--- Begin MATERIAL PROVIDED ---

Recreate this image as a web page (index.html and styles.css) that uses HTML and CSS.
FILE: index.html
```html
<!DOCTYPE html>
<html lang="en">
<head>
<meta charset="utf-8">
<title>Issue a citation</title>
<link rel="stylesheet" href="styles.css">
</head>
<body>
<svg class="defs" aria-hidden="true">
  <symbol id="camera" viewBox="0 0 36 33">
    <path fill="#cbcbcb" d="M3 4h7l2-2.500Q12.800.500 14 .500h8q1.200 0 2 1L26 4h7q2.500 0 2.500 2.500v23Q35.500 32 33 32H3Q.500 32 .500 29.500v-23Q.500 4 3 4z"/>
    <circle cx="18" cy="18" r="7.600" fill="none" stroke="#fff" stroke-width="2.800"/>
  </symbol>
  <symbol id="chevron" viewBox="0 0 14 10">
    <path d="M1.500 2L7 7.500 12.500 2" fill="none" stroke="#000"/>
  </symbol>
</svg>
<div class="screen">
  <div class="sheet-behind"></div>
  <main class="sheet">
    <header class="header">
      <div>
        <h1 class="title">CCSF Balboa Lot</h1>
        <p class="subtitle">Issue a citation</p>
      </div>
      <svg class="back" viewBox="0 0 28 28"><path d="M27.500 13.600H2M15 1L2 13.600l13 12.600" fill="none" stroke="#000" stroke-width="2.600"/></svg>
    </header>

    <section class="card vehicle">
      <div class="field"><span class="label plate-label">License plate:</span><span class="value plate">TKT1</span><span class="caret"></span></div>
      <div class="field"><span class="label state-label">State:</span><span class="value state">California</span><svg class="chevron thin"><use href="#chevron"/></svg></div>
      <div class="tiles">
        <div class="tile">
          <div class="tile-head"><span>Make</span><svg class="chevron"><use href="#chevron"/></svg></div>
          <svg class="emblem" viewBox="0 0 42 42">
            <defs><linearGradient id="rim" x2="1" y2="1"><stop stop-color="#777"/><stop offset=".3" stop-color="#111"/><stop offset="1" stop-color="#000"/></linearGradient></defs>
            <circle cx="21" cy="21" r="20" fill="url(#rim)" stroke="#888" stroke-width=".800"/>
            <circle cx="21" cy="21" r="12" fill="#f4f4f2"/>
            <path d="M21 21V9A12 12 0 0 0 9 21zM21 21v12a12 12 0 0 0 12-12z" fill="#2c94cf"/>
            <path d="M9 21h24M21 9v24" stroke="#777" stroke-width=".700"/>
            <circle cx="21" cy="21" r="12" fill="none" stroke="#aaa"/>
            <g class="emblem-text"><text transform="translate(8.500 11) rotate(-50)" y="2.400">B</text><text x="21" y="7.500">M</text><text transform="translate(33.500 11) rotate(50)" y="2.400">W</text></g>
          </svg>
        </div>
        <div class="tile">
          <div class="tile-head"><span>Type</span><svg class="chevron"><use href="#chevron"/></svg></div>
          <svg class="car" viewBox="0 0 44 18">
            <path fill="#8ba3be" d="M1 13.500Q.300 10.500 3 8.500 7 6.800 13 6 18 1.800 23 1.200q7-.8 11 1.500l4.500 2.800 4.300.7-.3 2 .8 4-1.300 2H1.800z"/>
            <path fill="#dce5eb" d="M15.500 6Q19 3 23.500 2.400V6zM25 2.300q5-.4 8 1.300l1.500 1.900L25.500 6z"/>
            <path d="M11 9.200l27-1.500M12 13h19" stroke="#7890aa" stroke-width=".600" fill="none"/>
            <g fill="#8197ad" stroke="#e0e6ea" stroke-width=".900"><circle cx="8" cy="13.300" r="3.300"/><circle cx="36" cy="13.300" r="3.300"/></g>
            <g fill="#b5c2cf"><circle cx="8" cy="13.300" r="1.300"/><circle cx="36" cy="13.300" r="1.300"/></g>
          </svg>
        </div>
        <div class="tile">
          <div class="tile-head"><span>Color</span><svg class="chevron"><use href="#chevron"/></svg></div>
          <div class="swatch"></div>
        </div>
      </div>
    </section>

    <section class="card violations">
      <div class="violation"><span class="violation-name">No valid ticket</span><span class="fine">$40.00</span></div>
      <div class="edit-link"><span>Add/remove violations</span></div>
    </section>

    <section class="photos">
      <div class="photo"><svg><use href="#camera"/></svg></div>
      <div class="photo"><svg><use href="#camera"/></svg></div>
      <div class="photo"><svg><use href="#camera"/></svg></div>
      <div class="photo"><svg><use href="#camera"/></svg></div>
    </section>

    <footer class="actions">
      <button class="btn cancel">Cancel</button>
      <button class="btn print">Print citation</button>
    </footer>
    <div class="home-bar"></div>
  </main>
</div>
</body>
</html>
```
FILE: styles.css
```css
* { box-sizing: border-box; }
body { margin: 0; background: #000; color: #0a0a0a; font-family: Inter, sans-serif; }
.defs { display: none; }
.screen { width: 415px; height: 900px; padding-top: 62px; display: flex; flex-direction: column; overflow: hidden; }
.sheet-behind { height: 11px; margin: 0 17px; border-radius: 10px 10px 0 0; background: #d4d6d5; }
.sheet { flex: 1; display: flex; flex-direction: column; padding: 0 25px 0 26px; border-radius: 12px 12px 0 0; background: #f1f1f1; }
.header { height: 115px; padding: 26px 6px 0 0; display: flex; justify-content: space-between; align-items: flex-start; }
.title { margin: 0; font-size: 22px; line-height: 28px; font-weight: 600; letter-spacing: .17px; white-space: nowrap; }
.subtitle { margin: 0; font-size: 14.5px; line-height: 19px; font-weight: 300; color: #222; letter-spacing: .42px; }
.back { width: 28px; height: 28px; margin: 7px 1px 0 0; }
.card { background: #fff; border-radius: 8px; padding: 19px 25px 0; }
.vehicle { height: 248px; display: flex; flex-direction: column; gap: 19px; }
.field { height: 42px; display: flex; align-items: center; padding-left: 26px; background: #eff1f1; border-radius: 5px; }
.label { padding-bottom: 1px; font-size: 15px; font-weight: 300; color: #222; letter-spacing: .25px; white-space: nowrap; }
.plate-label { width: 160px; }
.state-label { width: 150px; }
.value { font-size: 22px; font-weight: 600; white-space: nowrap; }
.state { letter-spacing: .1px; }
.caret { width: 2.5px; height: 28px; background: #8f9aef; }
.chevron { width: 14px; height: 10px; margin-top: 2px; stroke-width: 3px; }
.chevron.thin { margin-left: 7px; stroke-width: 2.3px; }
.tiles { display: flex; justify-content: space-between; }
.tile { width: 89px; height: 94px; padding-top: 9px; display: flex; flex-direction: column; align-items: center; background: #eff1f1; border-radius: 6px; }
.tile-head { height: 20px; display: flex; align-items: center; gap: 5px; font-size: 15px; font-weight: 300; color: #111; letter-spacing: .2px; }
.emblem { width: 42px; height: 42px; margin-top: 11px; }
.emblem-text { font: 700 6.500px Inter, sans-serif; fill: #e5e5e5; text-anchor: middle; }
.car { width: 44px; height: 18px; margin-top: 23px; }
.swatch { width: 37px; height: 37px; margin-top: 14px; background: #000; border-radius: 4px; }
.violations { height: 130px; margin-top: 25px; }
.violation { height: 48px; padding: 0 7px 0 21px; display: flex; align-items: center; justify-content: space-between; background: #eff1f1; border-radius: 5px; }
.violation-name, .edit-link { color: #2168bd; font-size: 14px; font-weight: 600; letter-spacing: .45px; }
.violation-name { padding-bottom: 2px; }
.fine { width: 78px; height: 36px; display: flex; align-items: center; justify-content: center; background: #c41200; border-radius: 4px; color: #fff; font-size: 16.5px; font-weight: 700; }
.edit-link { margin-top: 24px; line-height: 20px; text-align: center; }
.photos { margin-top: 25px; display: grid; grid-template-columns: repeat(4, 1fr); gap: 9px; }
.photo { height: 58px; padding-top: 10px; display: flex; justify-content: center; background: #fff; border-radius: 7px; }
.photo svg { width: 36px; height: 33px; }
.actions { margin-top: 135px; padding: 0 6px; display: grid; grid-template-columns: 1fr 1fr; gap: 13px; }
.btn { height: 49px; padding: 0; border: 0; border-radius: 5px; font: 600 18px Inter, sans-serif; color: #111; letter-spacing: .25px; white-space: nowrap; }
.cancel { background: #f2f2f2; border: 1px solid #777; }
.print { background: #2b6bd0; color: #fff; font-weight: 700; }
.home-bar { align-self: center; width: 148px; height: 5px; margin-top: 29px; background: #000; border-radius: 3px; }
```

--- End MATERIAL PROVIDED ---

# [EXERCISE PROMPT]
Extract all lines containing the word "styles".

# [EXERCISE OUTPUT]
Recreate this image as a web page (index.html and styles.css) that uses HTML and CSS.
<link rel="stylesheet" href="styles.css">
FILE: styles.css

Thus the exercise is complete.